** Aim **
Restate each line word for word. Leave out every picture.

--- begin Source material ---

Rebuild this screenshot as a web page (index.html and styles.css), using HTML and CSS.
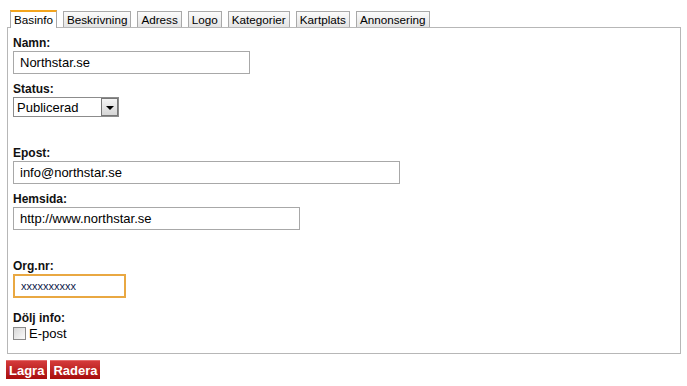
FILE: index.html
```html
<!DOCTYPE html>
<html lang="sv">
<head>
    <meta charset="UTF-8">
    <title>Företag - Basinfo</title>
    <link rel="stylesheet" href="styles.css">
</head>
<body>

    <!-- Tabs -->
    <ul class="tabs">
        <li class="tab active">Basinfo</li>
        <li class="tab">Beskrivning</li>
        <li class="tab">Adress</li>
        <li class="tab">Logo</li>
        <li class="tab">Kategorier</li>
        <li class="tab">Kartplats</li>
        <li class="tab">Annonsering</li>
    </ul>

    <!-- Basinfo panel -->
    <div class="panel">
        <div class="field">
            <label for="namn">Namn:</label>
            <input type="text" id="namn" class="text wide" value="Northstar.se">
        </div>

        <div class="field">
            <label for="status">Status:</label>
            <div class="select-wrap">
                <select id="status">
                    <option selected>Publicerad</option>
                    <option>Opublicerad</option>
                </select>
                <span class="select-arrow"></span>
            </div>
        </div>

        <div class="spacer"></div>

        <div class="field">
            <label for="epost">Epost:</label>
            <input type="text" id="epost" class="text xwide" value="info@northstar.se">
        </div>

        <div class="field">
            <label for="hemsida">Hemsida:</label>
            <input type="text" id="hemsida" class="text mid" value="http://www.northstar.se">
        </div>

        <div class="spacer"></div>

        <div class="field last-input">
            <label for="orgnr">Org.nr:</label>
            <input type="text" id="orgnr" class="text small focus" value="xxxxxxxxxx">
        </div>

        <div class="field">
            <label>Dölj info:</label>
            <div class="check">
                <input type="checkbox" id="dolj-epost">
                <label for="dolj-epost" class="check-label">E-post</label>
            </div>
        </div>
    </div>

    <div class="actions">
        <button class="btn">Lagra</button>
        <button class="btn">Radera</button>
    </div>

</body>
</html>
```

FILE: styles.css
```css
/* Reset */
* {
    margin: 0;
    padding: 0;
    box-sizing: border-box;
}

body {
    font-family: "Liberation Sans", Arial, sans-serif;
    font-size: 12px;
    color: #000;
    background: #fff;
    padding: 10px 6px 0 7px;
}

/* Tabs */
.tabs {
    list-style: none;
    display: flex;
    gap: 6px;
    padding-left: 3px;
    position: relative;
    z-index: 1;
}

.tab {
    height: 16px;
    line-height: 15px;
    padding: 0 3px;
    border: 1px solid #a9a9a9;
    border-bottom: none;
    margin-top: 1px;
    background: linear-gradient(to bottom, #fbfbfb, #e4e4e4);
    font-size: 11.7px;
    cursor: pointer;
}

.tab.active {
    margin-top: 0;
    height: 18px;
    margin-bottom: -1px;
    border-top: 2px solid #f3a51e;
    background: #fff;
}

/* Panel */
.panel {
    border: 1px solid #b7b7b7;
    padding: 8px 5px 10px;
    height: 327px;
}

.field {
    margin-bottom: 8px;
}

.field.last-input {
    margin-bottom: 13px;
}

.field > label {
    display: block;
    font-weight: bold;
    font-size: 12px;
    line-height: 15px;
    color: #111;
}

.spacer {
    height: 21px;
}

/* Text inputs */
.text {
    display: block;
    height: 23px;
    border: 1px solid #a8a8a8;
    padding: 0 6px;
    font-family: "Liberation Sans", Arial, sans-serif;
    font-size: 13px;
    color: #000;
    outline: none;
}

.wide { width: 237px; }
.xwide { width: 387px; }
.mid { width: 287px; }

.small {
    width: 113px;
    height: 24px;
    font-size: 11px;
}

.focus {
    border: 2px solid #e9a842;
    color: #0d1a4a;
}

/* Select */
.select-wrap {
    position: relative;
    width: 106px;
    height: 20px;
}

.select-wrap select {
    appearance: none;
    -webkit-appearance: none;
    width: 100%;
    height: 100%;
    border: 1px solid #8c8c8c;
    background: #fff;
    padding: 0 3px;
    font-family: "Liberation Sans", Arial, sans-serif;
    font-size: 13px;
    color: #000;
    outline: none;
}

.select-arrow {
    position: absolute;
    top: 1px;
    right: 1px;
    width: 17px;
    height: 18px;
    border: 1px solid #777;
    background: linear-gradient(to bottom, #f4f4f4, #d6d6d6);
    pointer-events: none;
}

.select-arrow::after {
    content: "";
    position: absolute;
    left: 4px;
    top: 7px;
    border-left: 4px solid transparent;
    border-right: 4px solid transparent;
    border-top: 4px solid #000;
}

/* Checkbox */
.check {
    display: flex;
    align-items: center;
    gap: 3px;
}

.check input {
    appearance: none;
    -webkit-appearance: none;
    width: 13px;
    height: 13px;
    border: 1px solid #8a8a8a;
    background: linear-gradient(to bottom right, #d8d8d8, #fbfbfb);
}

.check-label {
    font-size: 13px;
    line-height: 15px;
}

/* Buttons */
.actions {
    display: flex;
    gap: 3px;
    padding-top: 6px;
    margin-left: -1px;
}

.btn {
    height: 19px;
    padding: 0 3px;
    border: none;
    border-top: 1px solid #e46a6a;
    background: linear-gradient(to bottom, #d43a3a, #a80d0d);
    color: #fff;
    font-family: "Liberation Sans", Arial, sans-serif;
    font-size: 13px;
    font-weight: bold;
    cursor: pointer;
}
```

--- end Source material ---

** Answer for the task **
Rebuild this screenshot as a web page (index.html and styles.css), using HTML and CSS.
FILE: index.html
```html
<!DOCTYPE html>
<html lang="sv">
<head>
    <meta charset="UTF-8">
    <title>Företag - Basinfo</title>
    <link rel="stylesheet" href="styles.css">
</head>
<body>

    <!-- Tabs -->
    <ul class="tabs">
        <li class="tab active">Basinfo</li>
        <li class="tab">Beskrivning</li>
        <li class="tab">Adress</li>
        <li class="tab">Logo</li>
        <li class="tab">Kategorier</li>
        <li class="tab">Kartplats</li>
        <li class="tab">Annonsering</li>
    </ul>

    <!-- Basinfo panel -->
    <div class="panel">
        <div class="field">
            <label for="namn">Namn:</label>
            <input type="text" id="namn" class="text wide" value="Northstar.se">
        </div>

        <div class="field">
            <label for="status">Status:</label>
            <div class="select-wrap">
                <select id="status">
                    <option selected>Publicerad</option>
                    <option>Opublicerad</option>
                </select>
                <span class="select-arrow"></span>
            </div>
        </div>

        <div class="spacer"></div>

        <div class="field">
            <label for="epost">Epost:</label>
            <input type="text" id="epost" class="text xwide" value="info@northstar.se">
        </div>

        <div class="field">
            <label for="hemsida">Hemsida:</label>
            <input type="text" id="hemsida" class="text mid" value="http://www.northstar.se">
        </div>

        <div class="spacer"></div>

        <div class="field last-input">
            <label for="orgnr">Org.nr:</label>
            <input type="text" id="orgnr" class="text small focus" value="xxxxxxxxxx">
        </div>

        <div class="field">
            <label>Dölj info:</label>
            <div class="check">
                <input type="checkbox" id="dolj-epost">
                <label for="dolj-epost" class="check-label">E-post</label>
            </div>
        </div>
    </div>

    <div class="actions">
        <button class="btn">Lagra</button>
        <button class="btn">Radera</button>
    </div>

</body>
</html>
```

FILE: styles.css
```css
/* Reset */
* {
    margin: 0;
    padding: 0;
    box-sizing: border-box;
}

body {
    font-family: "Liberation Sans", Arial, sans-serif;
    font-size: 12px;
    color: #000;
    background: #fff;
    padding: 10px 6px 0 7px;
}

/* Tabs */
.tabs {
    list-style: none;
    display: flex;
    gap: 6px;
    padding-left: 3px;
    position: relative;
    z-index: 1;
}

.tab {
    height: 16px;
    line-height: 15px;
    padding: 0 3px;
    border: 1px solid #a9a9a9;
    border-bottom: none;
    margin-top: 1px;
    background: linear-gradient(to bottom, #fbfbfb, #e4e4e4);
    font-size: 11.7px;
    cursor: pointer;
}

.tab.active {
    margin-top: 0;
    height: 18px;
    margin-bottom: -1px;
    border-top: 2px solid #f3a51e;
    background: #fff;
}

/* Panel */
.panel {
    border: 1px solid #b7b7b7;
    padding: 8px 5px 10px;
    height: 327px;
}

.field {
    margin-bottom: 8px;
}

.field.last-input {
    margin-bottom: 13px;
}

.field > label {
    display: block;
    font-weight: bold;
    font-size: 12px;
    line-height: 15px;
    color: #111;
}

.spacer {
    height: 21px;
}

/* Text inputs */
.text {
    display: block;
    height: 23px;
    border: 1px solid #a8a8a8;
    padding: 0 6px;
    font-family: "Liberation Sans", Arial, sans-serif;
    font-size: 13px;
    color: #000;
    outline: none;
}

.wide { width: 237px; }
.xwide { width: 387px; }
.mid { width: 287px; }

.small {
    width: 113px;
    height: 24px;
    font-size: 11px;
}

.focus {
    border: 2px solid #e9a842;
    color: #0d1a4a;
}

/* Select */
.select-wrap {
    position: relative;
    width: 106px;
    height: 20px;
}

.select-wrap select {
    appearance: none;
    -webkit-appearance: none;
    width: 100%;
    height: 100%;
    border: 1px solid #8c8c8c;
    background: #fff;
    padding: 0 3px;
    font-family: "Liberation Sans", Arial, sans-serif;
    font-size: 13px;
    color: #000;
    outline: none;
}

.select-arrow {
    position: absolute;
    top: 1px;
    right: 1px;
    width: 17px;
    height: 18px;
    border: 1px solid #777;
    background: linear-gradient(to bottom, #f4f4f4, #d6d6d6);
    pointer-events: none;
}

.select-arrow::after {
    content: "";
    position: absolute;
    left: 4px;
    top: 7px;
    border-left: 4px solid transparent;
    border-right: 4px solid transparent;
    border-top: 4px solid #000;
}

/* Checkbox */
.check {
    display: flex;
    align-items: center;
    gap: 3px;
}

.check input {
    appearance: none;
    -webkit-appearance: none;
    width: 13px;
    height: 13px;
    border: 1px solid #8a8a8a;
    background: linear-gradient(to bottom right, #d8d8d8, #fbfbfb);
}

.check-label {
    font-size: 13px;
    line-height: 15px;
}

/* Buttons */
.actions {
    display: flex;
    gap: 3px;
    padding-top: 6px;
    margin-left: -1px;
}

.btn {
    height: 19px;
    padding: 0 3px;
    border: none;
    border-top: 1px solid #e46a6a;
    background: linear-gradient(to bottom, #d43a3a, #a80d0d);
    color: #fff;
    font-family: "Liberation Sans", Arial, sans-serif;
    font-size: 13px;
    font-weight: bold;
    cursor: pointer;
}
```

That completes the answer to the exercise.